Identify SaaS Spend Optimization Opportunities
Based on your usage and value analysis, you can now identify spend optimization opportunities. Look for SaaS subscriptions for applications with a significant number of inactive or rarely used licenses – these represent immediate opportunities to optimize SaaS spend. Identify tools with overlapping features that could potentially be consolidated, reducing both unnecessary costs on your SaaS budget and complexity in your SaaS ecosystem. Flag tools that show poor ROI or limited business impact for potential elimination or replacement. On the flip side, identify applications that deliver strong value but may be underutilized, presenting opportunities for expanded adoption and increased return on your investment.
Make an Action Plan
With this analysis complete, create a prioritized list of actions for SaaS spend management. Start with quick wins – immediate cost-saving opportunities such as reducing unused licenses or consolidating redundant tools. These can deliver rapid ROI and build momentum for your SaaS cost optimization efforts. Plan longer-term strategic initiatives, such as migrating to more cost-effective solutions, negotiating better software contracts with key vendors or improving budget allocation. Don't forget to develop strategies to increase adoption and maximize value from high-potential tools that are currently underutilized.
Keep the Process Going
It’s important to remember that SaaS usage and value analysis is not a one-time exercise. The SaaS industry is constantly evolving, as are your organization's needs. Implement a process for ongoing spend management and SaaS cost optimization. Regular reviews will help you stay on top of changing usage patterns, SaaS expenses, identify new opportunities to optimize SaaS spend, and ensure that your SaaS investments continue to align with your business objectives.

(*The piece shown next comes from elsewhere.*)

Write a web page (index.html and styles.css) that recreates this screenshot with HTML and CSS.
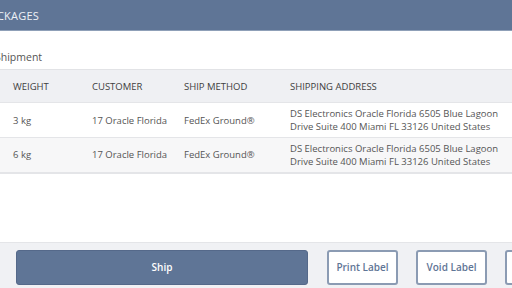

By thoroughly analyzing the usage and value of your SaaS applications, you'll be able to make data-driven decisions about budget allocation, where to cut back, and how to optimize your overall SaaS spend.
4. Implementing Effective Vendor Management Practices
Managing your SaaS spend isn't just about watching costs. It's about building strong relationships with SaaS buyers and the companies that provide your tools. When you handle these relationships well, you get better value, fewer problems, and your software works together more smoothly.
Keep All Vendor Information in One Place
The foundation of effective vendor management is centralization. Implement a centralized Vendor CRM system to manage all aspects of your vendor relationships. This system should house SaaS subscriptions details, contract details, renewal dates, pricing and payment terms, service level agreements (SLAs), performance metrics, support processes, compliance certifications, and account management contacts.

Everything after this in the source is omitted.